* Records to use *
>>>>>

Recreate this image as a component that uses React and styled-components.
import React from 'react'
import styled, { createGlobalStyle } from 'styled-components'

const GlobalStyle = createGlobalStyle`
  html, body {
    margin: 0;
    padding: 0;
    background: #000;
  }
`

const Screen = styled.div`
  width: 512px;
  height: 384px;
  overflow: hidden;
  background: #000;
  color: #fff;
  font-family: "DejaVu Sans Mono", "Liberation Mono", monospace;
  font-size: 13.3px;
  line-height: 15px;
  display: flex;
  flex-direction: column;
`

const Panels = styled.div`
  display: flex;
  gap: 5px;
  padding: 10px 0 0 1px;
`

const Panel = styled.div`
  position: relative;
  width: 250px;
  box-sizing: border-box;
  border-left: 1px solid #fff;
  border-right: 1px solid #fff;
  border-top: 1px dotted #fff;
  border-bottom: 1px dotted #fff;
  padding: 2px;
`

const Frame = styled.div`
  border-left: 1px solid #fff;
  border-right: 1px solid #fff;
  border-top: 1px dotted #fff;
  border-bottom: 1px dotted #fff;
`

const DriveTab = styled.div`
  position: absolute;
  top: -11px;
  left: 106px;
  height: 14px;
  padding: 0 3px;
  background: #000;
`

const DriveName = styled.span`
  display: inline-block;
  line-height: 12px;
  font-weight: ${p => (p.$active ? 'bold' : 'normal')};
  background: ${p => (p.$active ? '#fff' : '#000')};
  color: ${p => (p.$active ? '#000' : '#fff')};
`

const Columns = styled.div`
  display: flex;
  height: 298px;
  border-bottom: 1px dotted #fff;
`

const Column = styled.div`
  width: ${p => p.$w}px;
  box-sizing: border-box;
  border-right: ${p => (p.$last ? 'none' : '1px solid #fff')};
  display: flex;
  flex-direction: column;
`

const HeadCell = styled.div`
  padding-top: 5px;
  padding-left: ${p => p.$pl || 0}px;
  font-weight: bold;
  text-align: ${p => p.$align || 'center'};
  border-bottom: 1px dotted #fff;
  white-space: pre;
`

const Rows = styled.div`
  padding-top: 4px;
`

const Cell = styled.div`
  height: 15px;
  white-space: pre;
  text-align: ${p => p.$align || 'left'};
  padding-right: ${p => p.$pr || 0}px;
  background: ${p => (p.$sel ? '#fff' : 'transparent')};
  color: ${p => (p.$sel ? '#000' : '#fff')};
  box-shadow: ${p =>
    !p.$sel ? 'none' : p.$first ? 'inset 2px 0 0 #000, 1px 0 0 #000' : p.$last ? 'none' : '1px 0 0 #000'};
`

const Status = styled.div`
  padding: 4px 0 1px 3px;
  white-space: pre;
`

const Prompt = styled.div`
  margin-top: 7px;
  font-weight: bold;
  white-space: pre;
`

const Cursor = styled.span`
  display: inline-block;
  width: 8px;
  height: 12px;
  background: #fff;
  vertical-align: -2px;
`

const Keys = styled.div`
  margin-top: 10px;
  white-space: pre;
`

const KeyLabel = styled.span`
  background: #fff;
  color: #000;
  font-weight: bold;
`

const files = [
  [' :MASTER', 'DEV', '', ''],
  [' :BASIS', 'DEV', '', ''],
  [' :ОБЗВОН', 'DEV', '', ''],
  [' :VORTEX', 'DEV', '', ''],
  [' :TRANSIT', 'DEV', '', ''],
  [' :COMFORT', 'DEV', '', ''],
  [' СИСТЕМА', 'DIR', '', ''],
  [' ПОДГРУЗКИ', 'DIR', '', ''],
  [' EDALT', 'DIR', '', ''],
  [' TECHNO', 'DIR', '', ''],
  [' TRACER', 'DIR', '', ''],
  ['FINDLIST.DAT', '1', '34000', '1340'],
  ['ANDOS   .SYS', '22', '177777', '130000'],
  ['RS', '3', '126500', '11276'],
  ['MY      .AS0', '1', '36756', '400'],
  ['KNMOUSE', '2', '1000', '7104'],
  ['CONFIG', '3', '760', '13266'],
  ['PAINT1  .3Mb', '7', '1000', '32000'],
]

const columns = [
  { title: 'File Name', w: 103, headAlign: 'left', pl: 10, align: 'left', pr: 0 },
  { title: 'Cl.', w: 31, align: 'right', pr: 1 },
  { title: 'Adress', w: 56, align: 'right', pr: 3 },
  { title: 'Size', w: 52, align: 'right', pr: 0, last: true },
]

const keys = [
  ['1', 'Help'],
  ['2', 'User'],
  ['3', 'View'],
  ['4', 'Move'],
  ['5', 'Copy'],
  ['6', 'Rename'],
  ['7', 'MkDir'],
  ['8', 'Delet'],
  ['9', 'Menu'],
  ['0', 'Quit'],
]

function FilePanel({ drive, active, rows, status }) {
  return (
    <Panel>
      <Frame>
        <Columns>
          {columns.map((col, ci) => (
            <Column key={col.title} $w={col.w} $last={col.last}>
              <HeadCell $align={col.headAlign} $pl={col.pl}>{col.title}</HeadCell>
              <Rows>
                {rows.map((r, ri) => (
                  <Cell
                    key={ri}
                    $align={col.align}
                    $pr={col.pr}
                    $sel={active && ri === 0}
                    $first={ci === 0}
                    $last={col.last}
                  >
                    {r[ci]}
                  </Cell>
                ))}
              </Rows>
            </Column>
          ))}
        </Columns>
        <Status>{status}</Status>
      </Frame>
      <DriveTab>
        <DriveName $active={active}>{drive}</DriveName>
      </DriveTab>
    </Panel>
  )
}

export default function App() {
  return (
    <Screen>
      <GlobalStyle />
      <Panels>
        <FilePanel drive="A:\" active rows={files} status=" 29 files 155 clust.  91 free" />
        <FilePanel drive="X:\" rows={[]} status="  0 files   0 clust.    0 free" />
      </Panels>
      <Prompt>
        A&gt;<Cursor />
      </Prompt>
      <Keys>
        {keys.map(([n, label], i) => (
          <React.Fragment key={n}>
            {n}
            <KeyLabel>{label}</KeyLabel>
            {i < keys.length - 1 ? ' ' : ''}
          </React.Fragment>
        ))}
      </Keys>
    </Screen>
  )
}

<<<<<
>>>>>

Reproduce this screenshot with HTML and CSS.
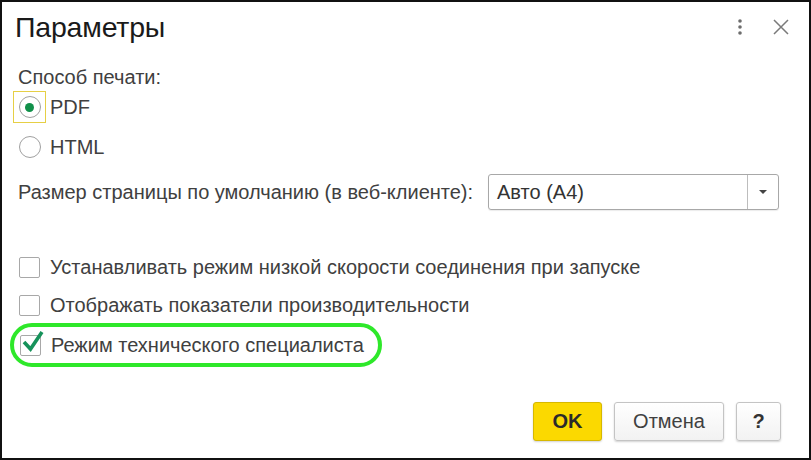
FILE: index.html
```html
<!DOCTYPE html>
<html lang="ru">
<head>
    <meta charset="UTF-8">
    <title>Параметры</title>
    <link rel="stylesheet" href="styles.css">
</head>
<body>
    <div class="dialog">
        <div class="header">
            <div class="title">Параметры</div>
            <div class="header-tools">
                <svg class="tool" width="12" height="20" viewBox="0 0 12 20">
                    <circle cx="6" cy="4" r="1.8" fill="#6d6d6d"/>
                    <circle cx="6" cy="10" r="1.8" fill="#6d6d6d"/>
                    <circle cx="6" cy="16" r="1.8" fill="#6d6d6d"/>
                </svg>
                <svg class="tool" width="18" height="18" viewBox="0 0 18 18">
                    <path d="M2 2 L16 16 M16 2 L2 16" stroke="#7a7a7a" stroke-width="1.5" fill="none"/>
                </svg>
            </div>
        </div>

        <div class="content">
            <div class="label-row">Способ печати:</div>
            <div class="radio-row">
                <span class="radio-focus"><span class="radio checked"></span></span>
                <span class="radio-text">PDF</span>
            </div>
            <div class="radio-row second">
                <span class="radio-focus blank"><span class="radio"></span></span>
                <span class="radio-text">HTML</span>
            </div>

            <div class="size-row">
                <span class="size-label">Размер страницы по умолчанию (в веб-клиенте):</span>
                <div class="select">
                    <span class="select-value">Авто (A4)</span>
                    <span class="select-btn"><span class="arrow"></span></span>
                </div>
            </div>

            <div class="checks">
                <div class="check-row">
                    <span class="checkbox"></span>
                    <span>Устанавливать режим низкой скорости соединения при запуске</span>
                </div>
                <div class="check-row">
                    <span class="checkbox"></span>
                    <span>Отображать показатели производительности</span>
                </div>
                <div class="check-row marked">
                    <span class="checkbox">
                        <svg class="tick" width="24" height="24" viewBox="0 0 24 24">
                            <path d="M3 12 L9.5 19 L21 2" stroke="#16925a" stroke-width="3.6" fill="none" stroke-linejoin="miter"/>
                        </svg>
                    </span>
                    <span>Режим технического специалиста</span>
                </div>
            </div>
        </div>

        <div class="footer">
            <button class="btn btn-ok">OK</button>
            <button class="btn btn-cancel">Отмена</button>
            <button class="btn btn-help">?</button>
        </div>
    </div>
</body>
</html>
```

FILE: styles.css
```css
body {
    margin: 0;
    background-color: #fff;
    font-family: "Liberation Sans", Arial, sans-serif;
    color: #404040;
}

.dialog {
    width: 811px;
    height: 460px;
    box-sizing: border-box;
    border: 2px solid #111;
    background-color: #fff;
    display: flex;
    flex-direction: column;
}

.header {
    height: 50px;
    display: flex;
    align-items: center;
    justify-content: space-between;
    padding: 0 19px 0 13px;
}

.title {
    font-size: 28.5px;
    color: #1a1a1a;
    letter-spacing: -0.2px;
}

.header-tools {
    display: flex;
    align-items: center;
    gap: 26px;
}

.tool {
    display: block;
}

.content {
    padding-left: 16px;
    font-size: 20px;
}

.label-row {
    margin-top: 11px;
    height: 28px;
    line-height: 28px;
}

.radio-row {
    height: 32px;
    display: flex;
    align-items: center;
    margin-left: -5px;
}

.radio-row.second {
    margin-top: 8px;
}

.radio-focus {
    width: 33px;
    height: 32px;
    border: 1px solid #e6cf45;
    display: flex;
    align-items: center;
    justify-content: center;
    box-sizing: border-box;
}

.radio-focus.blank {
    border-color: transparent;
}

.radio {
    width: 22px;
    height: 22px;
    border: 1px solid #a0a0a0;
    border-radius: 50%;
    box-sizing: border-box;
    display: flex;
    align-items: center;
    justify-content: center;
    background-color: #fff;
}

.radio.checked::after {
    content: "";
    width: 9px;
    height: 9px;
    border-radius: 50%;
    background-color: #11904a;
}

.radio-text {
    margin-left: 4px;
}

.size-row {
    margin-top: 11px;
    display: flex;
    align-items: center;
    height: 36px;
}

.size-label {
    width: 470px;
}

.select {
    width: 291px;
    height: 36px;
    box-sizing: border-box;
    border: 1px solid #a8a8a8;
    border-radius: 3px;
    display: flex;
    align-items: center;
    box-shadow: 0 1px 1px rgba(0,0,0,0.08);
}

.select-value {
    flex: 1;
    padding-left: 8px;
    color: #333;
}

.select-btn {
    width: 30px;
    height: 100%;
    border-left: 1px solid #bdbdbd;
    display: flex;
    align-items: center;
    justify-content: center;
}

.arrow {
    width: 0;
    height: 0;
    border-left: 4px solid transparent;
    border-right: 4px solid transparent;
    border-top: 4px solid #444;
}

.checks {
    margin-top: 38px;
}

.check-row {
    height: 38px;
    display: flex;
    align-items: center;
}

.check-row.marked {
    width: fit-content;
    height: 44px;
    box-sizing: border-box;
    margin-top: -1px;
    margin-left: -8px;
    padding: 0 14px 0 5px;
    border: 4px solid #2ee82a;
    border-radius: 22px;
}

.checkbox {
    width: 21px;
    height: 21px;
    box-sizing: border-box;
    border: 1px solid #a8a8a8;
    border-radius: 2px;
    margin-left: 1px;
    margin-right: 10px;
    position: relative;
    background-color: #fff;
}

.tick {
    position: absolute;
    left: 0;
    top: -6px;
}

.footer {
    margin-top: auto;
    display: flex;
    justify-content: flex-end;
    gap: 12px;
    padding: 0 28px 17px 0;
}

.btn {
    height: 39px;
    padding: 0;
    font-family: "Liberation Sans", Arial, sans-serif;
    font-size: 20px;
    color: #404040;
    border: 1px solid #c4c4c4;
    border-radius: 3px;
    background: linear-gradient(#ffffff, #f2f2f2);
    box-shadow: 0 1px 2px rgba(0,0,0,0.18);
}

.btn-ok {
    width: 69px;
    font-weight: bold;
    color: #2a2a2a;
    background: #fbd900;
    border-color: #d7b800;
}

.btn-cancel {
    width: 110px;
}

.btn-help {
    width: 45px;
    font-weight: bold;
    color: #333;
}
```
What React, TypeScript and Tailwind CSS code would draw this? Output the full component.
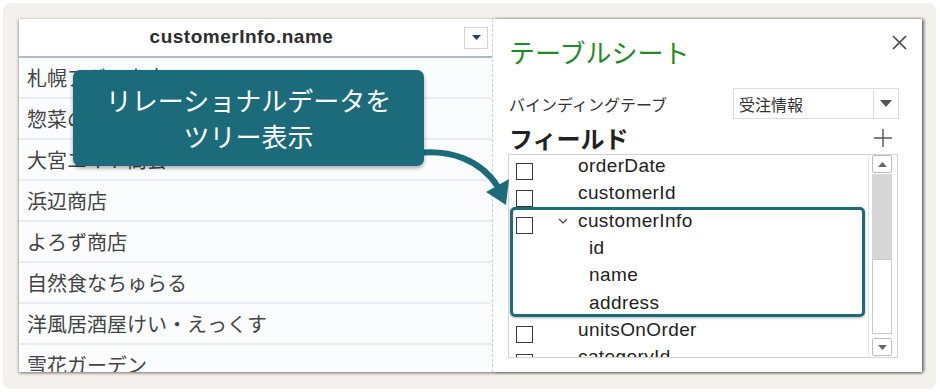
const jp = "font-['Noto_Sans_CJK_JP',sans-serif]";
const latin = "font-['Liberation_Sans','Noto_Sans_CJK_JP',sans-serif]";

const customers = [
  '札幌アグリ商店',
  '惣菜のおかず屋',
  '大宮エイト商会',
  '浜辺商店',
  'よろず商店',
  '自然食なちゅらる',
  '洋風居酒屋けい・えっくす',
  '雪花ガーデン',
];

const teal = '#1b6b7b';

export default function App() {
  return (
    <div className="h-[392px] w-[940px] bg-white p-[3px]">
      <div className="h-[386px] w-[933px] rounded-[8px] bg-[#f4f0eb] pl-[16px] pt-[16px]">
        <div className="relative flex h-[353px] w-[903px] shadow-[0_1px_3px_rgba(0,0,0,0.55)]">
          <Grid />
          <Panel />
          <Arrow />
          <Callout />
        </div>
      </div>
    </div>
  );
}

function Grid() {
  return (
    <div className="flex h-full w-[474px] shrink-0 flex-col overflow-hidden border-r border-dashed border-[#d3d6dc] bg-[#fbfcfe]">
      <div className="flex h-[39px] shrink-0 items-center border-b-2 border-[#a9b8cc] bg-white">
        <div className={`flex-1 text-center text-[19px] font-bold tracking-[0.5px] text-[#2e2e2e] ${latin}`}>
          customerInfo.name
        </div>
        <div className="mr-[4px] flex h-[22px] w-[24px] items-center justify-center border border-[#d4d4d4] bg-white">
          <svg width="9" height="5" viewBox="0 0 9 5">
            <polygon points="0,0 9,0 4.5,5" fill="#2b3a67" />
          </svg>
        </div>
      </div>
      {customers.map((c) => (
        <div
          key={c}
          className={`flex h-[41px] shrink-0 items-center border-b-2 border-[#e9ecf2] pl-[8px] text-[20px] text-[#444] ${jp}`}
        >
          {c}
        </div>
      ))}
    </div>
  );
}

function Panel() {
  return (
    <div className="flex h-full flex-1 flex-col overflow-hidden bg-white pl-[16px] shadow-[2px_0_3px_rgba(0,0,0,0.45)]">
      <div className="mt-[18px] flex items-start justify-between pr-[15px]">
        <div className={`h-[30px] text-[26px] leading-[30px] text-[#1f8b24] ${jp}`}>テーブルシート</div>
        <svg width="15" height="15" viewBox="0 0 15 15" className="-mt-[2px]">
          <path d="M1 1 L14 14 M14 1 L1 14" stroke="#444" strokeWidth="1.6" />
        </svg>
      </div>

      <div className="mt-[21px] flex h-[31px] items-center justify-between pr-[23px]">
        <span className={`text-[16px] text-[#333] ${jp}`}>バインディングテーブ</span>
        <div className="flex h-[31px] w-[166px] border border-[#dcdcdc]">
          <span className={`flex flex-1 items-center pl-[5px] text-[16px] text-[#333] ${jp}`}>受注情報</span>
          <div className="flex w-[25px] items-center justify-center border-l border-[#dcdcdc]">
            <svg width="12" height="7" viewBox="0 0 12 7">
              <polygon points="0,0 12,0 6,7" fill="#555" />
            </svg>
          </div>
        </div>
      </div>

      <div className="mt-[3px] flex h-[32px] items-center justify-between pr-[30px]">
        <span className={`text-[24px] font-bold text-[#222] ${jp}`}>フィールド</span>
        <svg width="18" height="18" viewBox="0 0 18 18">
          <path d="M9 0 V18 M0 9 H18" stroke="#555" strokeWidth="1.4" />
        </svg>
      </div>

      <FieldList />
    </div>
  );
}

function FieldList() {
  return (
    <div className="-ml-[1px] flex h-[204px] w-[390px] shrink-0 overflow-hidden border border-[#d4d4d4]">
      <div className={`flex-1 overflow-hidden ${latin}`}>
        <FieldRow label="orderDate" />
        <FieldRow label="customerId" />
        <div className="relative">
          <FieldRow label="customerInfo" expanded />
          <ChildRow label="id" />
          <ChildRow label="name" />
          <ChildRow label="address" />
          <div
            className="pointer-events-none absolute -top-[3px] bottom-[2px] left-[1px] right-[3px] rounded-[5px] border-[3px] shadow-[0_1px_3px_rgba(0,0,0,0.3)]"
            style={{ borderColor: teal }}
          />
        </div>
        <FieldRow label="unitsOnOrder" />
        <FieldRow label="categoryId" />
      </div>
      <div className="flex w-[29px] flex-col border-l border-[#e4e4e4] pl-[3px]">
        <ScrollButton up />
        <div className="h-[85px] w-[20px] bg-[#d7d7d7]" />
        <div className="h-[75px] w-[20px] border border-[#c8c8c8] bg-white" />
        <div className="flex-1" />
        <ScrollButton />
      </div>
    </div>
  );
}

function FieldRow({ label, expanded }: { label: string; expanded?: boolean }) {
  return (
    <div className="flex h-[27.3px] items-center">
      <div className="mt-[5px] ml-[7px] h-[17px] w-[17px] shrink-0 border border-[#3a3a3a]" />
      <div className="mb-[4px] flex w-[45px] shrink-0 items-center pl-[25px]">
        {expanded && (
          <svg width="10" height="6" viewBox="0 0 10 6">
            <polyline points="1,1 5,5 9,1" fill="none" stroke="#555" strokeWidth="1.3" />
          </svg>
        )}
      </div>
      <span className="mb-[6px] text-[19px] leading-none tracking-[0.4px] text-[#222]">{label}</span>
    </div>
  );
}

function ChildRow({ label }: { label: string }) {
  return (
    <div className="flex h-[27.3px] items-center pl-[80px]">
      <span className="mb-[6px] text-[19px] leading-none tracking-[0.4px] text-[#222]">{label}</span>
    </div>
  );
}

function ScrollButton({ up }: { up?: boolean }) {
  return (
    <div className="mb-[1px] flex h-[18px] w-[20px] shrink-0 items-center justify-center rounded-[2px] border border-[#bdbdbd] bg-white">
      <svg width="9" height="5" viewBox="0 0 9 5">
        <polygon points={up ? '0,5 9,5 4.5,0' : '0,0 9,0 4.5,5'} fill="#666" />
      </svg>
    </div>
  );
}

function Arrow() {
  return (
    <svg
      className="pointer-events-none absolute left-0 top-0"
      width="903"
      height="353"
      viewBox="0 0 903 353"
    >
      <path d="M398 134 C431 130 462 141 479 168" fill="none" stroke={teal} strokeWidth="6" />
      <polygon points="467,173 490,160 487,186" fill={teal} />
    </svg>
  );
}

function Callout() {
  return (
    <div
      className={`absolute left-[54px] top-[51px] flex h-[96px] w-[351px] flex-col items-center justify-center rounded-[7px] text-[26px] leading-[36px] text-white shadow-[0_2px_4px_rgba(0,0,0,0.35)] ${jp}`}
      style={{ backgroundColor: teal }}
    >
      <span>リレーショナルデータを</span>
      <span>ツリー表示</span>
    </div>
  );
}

<<<<<
>>>>>

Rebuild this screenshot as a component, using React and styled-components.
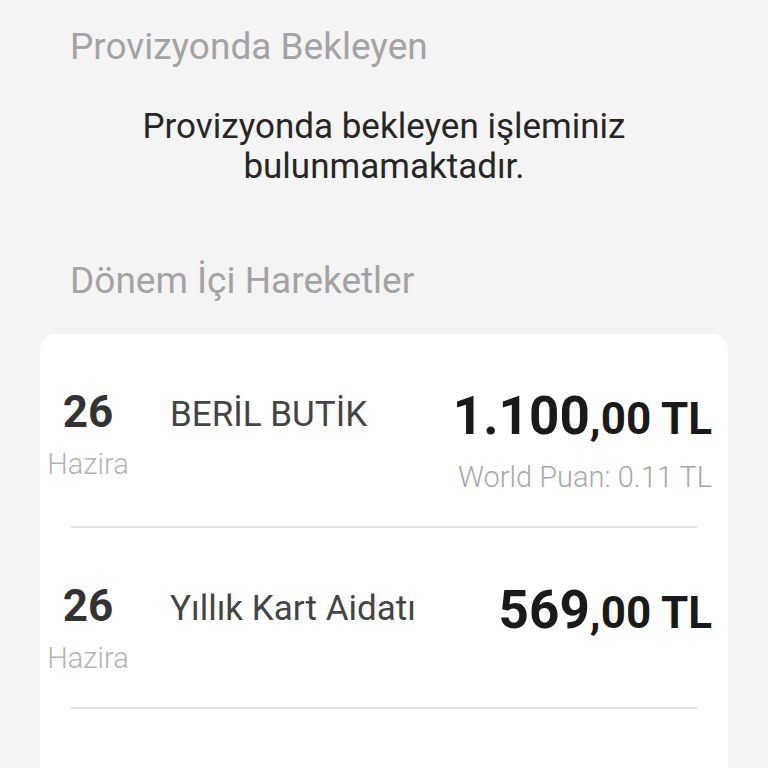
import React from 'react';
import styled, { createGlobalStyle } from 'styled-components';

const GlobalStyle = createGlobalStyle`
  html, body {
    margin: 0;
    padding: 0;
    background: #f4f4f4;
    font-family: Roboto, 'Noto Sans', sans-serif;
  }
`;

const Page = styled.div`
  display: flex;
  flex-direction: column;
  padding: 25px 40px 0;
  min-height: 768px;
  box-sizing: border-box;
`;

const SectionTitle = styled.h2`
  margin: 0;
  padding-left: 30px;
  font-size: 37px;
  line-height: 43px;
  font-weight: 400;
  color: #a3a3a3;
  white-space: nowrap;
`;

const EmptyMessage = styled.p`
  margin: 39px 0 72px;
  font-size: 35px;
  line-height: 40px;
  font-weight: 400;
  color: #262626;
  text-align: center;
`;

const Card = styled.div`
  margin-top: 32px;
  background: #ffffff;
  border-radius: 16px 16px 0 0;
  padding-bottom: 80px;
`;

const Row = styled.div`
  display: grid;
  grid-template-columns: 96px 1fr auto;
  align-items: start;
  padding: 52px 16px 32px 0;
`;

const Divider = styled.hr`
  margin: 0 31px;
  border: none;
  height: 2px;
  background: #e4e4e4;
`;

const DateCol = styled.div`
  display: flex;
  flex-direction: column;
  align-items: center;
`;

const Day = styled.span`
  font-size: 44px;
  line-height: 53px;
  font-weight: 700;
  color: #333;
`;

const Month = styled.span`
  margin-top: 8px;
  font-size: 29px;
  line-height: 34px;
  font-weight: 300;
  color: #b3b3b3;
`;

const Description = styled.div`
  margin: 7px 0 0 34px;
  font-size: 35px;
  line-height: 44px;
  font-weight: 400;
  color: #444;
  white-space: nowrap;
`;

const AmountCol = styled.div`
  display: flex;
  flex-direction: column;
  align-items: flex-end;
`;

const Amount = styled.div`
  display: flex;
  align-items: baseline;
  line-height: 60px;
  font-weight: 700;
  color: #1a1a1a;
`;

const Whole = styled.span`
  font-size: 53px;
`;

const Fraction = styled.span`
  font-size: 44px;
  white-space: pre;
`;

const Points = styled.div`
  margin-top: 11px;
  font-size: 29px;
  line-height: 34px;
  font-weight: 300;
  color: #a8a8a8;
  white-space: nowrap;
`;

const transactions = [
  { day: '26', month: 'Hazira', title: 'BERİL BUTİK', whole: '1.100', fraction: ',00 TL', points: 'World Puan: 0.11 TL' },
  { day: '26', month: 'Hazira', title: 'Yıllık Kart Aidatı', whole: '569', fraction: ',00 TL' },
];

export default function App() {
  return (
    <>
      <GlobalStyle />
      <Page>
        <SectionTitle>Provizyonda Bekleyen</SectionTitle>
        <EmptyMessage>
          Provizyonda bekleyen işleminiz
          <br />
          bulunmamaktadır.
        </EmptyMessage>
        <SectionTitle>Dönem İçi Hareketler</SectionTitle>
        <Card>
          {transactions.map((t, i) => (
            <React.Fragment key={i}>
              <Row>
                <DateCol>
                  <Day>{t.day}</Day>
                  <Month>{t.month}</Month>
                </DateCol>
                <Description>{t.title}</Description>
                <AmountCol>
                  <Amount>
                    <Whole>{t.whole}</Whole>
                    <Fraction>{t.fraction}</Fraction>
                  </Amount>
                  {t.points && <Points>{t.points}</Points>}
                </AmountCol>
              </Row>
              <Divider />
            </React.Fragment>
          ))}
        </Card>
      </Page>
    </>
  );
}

<<<<<

* Task statement *
Pick out and copy every line that contains the word "this".

* Reply to the exercise *
Recreate this image as a component that uses React and styled-components.
Reproduce this screenshot with HTML and CSS.
What React, TypeScript and Tailwind CSS code would draw this? Output the full component.
Rebuild this screenshot as a component, using React and styled-components.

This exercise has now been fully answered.